> **Collected data**
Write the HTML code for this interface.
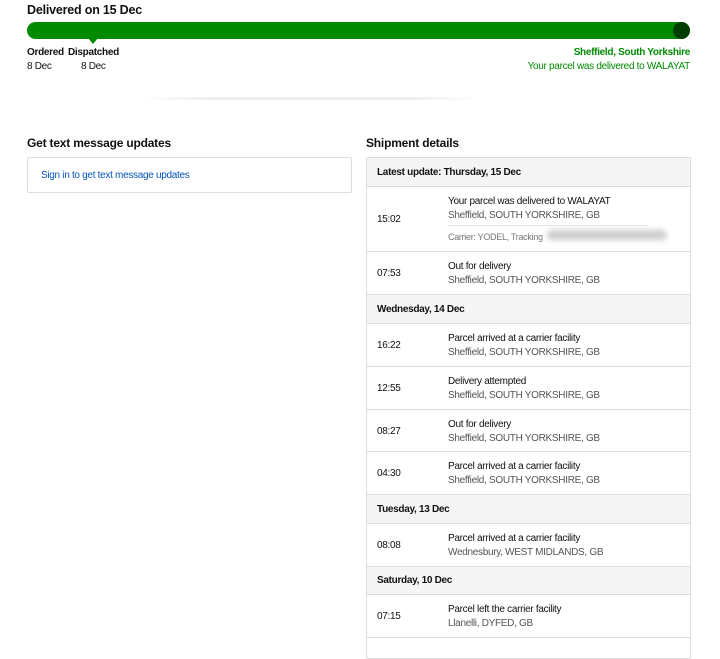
<!DOCTYPE html><html><head><style>
body{margin:0;width:720px;height:641px;overflow:hidden;background:#fff;font-family:"Liberation Sans",Arial,sans-serif;color:#111;font-size:10px;letter-spacing:-0.3px;position:relative}
.a{position:absolute}
.g{color:#008a00}
.row{position:absolute;left:0;right:0;border-top:1px solid #ddd}
.hd{background:#f5f5f5;font-weight:bold}
.t{position:absolute;left:10px}
.d{position:absolute;left:81px;line-height:14px}
.d span{color:#555}
</style></head><body>
<div class="a" style="left:27px;top:3px;font-size:12.5px;font-weight:bold;letter-spacing:-0.2px">Delivered on 15 Dec</div>
<div class="a" style="left:27px;top:22px;width:663px;height:17px;background:#008a00;border-radius:9px"></div>
<div class="a" style="left:673px;top:22px;width:17px;height:17px;background:#003d00;border-radius:50%"></div>
<div class="a" style="left:88px;top:38px;width:0;height:0;border-left:5px solid transparent;border-right:5px solid transparent;border-top:6px solid #008a00"></div>
<div class="a" style="left:27px;top:47px;font-weight:bold">Ordered</div>
<div class="a" style="left:68px;top:47px;font-weight:bold">Dispatched</div>
<div class="a" style="left:27px;top:61px">8 Dec</div>
<div class="a" style="left:81px;top:61px">8 Dec</div>
<div class="a g" style="right:30px;top:47px;font-weight:bold">Sheffield, South Yorkshire</div>
<div class="a g" style="right:30px;top:61px">Your parcel was delivered to WALAYAT</div>
<div class="a" style="left:140px;top:97px;width:340px;height:3px;background:linear-gradient(90deg,#fff,#eee 20%,#eee 80%,#fff)"></div>
<div class="a" style="left:27px;top:136px;font-size:12px;font-weight:bold;letter-spacing:-0.2px">Get text message updates</div>
<div class="a" style="left:27px;top:157px;width:323px;height:34px;border:1px solid #ddd;border-radius:2px"><div style="position:absolute;left:13px;top:12px;color:#0654ba">Sign in to get text message updates</div></div>
<div class="a" style="left:366px;top:136px;font-size:12px;font-weight:bold;letter-spacing:-0.2px">Shipment details</div>
<div class="a" style="left:366px;top:157px;width:323px;height:500px;border:1px solid #ddd;border-radius:2px;overflow:hidden">
<div class="row hd" style="top:-1px;height:29px"><div class="t" style="top:9px">Latest update: Thursday, 15 Dec</div></div>
<div class="row" style="top:28px;height:65px"><div class="t" style="top:27px">15:02</div><div class="d" style="top:8px">Your parcel was delivered to WALAYAT<br><span>Sheffield, SOUTH YORKSHIRE, GB</span></div><div class="a" style="left:81px;top:38px;width:200px;border-top:1px solid #e5e5e5"></div><div class="a" style="left:81px;top:45px;font-size:9px;color:#777">Carrier: YODEL, Tracking</div><div class="a" style="left:180px;top:43px;width:120px;height:10px;background:#ccc;border-radius:6px;filter:blur(3px)"></div></div>
<div class="row" style="top:93px;height:43px"><div class="t" style="top:16px">07:53</div><div class="d" style="top:8px">Out for delivery<br><span>Sheffield, SOUTH YORKSHIRE, GB</span></div></div>
<div class="row hd" style="top:136px;height:29px"><div class="t" style="top:9px">Wednesday, 14 Dec</div></div>
<div class="row" style="top:165px;height:43px"><div class="t" style="top:16px">16:22</div><div class="d" style="top:8px">Parcel arrived at a carrier facility<br><span>Sheffield, SOUTH YORKSHIRE, GB</span></div></div>
<div class="row" style="top:208px;height:43px"><div class="t" style="top:16px">12:55</div><div class="d" style="top:8px">Delivery attempted<br><span>Sheffield, SOUTH YORKSHIRE, GB</span></div></div>
<div class="row" style="top:251px;height:42px"><div class="t" style="top:16px">08:27</div><div class="d" style="top:8px">Out for delivery<br><span>Sheffield, SOUTH YORKSHIRE, GB</span></div></div>
<div class="row" style="top:293px;height:43px"><div class="t" style="top:16px">04:30</div><div class="d" style="top:8px">Parcel arrived at a carrier facility<br><span>Sheffield, SOUTH YORKSHIRE, GB</span></div></div>
<div class="row hd" style="top:336px;height:29px"><div class="t" style="top:9px">Tuesday, 13 Dec</div></div>
<div class="row" style="top:365px;height:43px"><div class="t" style="top:16px">08:08</div><div class="d" style="top:8px">Parcel arrived at a carrier facility<br><span>Wednesbury, WEST MIDLANDS, GB</span></div></div>
<div class="row hd" style="top:408px;height:28px"><div class="t" style="top:8px">Saturday, 10 Dec</div></div>
<div class="row" style="top:436px;height:43px"><div class="t" style="top:16px">07:15</div><div class="d" style="top:8px">Parcel left the carrier facility<br><span>Llanelli, DYFED, GB</span></div></div>
<div class="row" style="top:479px;height:43px"></div>
</div>
</body></html>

> **Given exercise**
Write out the data precisely as given, excluding the pictures.

> **Answer for this exercise**
Write the HTML code for this interface.
<!DOCTYPE html><html><head><style>
body{margin:0;width:720px;height:641px;overflow:hidden;background:#fff;font-family:"Liberation Sans",Arial,sans-serif;color:#111;font-size:10px;letter-spacing:-0.3px;position:relative}
.a{position:absolute}
.g{color:#008a00}
.row{position:absolute;left:0;right:0;border-top:1px solid #ddd}
.hd{background:#f5f5f5;font-weight:bold}
.t{position:absolute;left:10px}
.d{position:absolute;left:81px;line-height:14px}
.d span{color:#555}
</style></head><body>
<div class="a" style="left:27px;top:3px;font-size:12.5px;font-weight:bold;letter-spacing:-0.2px">Delivered on 15 Dec</div>
<div class="a" style="left:27px;top:22px;width:663px;height:17px;background:#008a00;border-radius:9px"></div>
<div class="a" style="left:673px;top:22px;width:17px;height:17px;background:#003d00;border-radius:50%"></div>
<div class="a" style="left:88px;top:38px;width:0;height:0;border-left:5px solid transparent;border-right:5px solid transparent;border-top:6px solid #008a00"></div>
<div class="a" style="left:27px;top:47px;font-weight:bold">Ordered</div>
<div class="a" style="left:68px;top:47px;font-weight:bold">Dispatched</div>
<div class="a" style="left:27px;top:61px">8 Dec</div>
<div class="a" style="left:81px;top:61px">8 Dec</div>
<div class="a g" style="right:30px;top:47px;font-weight:bold">Sheffield, South Yorkshire</div>
<div class="a g" style="right:30px;top:61px">Your parcel was delivered to WALAYAT</div>
<div class="a" style="left:140px;top:97px;width:340px;height:3px;background:linear-gradient(90deg,#fff,#eee 20%,#eee 80%,#fff)"></div>
<div class="a" style="left:27px;top:136px;font-size:12px;font-weight:bold;letter-spacing:-0.2px">Get text message updates</div>
<div class="a" style="left:27px;top:157px;width:323px;height:34px;border:1px solid #ddd;border-radius:2px"><div style="position:absolute;left:13px;top:12px;color:#0654ba">Sign in to get text message updates</div></div>
<div class="a" style="left:366px;top:136px;font-size:12px;font-weight:bold;letter-spacing:-0.2px">Shipment details</div>
<div class="a" style="left:366px;top:157px;width:323px;height:500px;border:1px solid #ddd;border-radius:2px;overflow:hidden">
<div class="row hd" style="top:-1px;height:29px"><div class="t" style="top:9px">Latest update: Thursday, 15 Dec</div></div>
<div class="row" style="top:28px;height:65px"><div class="t" style="top:27px">15:02</div><div class="d" style="top:8px">Your parcel was delivered to WALAYAT<br><span>Sheffield, SOUTH YORKSHIRE, GB</span></div><div class="a" style="left:81px;top:38px;width:200px;border-top:1px solid #e5e5e5"></div><div class="a" style="left:81px;top:45px;font-size:9px;color:#777">Carrier: YODEL, Tracking</div><div class="a" style="left:180px;top:43px;width:120px;height:10px;background:#ccc;border-radius:6px;filter:blur(3px)"></div></div>
<div class="row" style="top:93px;height:43px"><div class="t" style="top:16px">07:53</div><div class="d" style="top:8px">Out for delivery<br><span>Sheffield, SOUTH YORKSHIRE, GB</span></div></div>
<div class="row hd" style="top:136px;height:29px"><div class="t" style="top:9px">Wednesday, 14 Dec</div></div>
<div class="row" style="top:165px;height:43px"><div class="t" style="top:16px">16:22</div><div class="d" style="top:8px">Parcel arrived at a carrier facility<br><span>Sheffield, SOUTH YORKSHIRE, GB</span></div></div>
<div class="row" style="top:208px;height:43px"><div class="t" style="top:16px">12:55</div><div class="d" style="top:8px">Delivery attempted<br><span>Sheffield, SOUTH YORKSHIRE, GB</span></div></div>
<div class="row" style="top:251px;height:42px"><div class="t" style="top:16px">08:27</div><div class="d" style="top:8px">Out for delivery<br><span>Sheffield, SOUTH YORKSHIRE, GB</span></div></div>
<div class="row" style="top:293px;height:43px"><div class="t" style="top:16px">04:30</div><div class="d" style="top:8px">Parcel arrived at a carrier facility<br><span>Sheffield, SOUTH YORKSHIRE, GB</span></div></div>
<div class="row hd" style="top:336px;height:29px"><div class="t" style="top:9px">Tuesday, 13 Dec</div></div>
<div class="row" style="top:365px;height:43px"><div class="t" style="top:16px">08:08</div><div class="d" style="top:8px">Parcel arrived at a carrier facility<br><span>Wednesbury, WEST MIDLANDS, GB</span></div></div>
<div class="row hd" style="top:408px;height:28px"><div class="t" style="top:8px">Saturday, 10 Dec</div></div>
<div class="row" style="top:436px;height:43px"><div class="t" style="top:16px">07:15</div><div class="d" style="top:8px">Parcel left the carrier facility<br><span>Llanelli, DYFED, GB</span></div></div>
<div class="row" style="top:479px;height:43px"></div>
</div>
</body></html>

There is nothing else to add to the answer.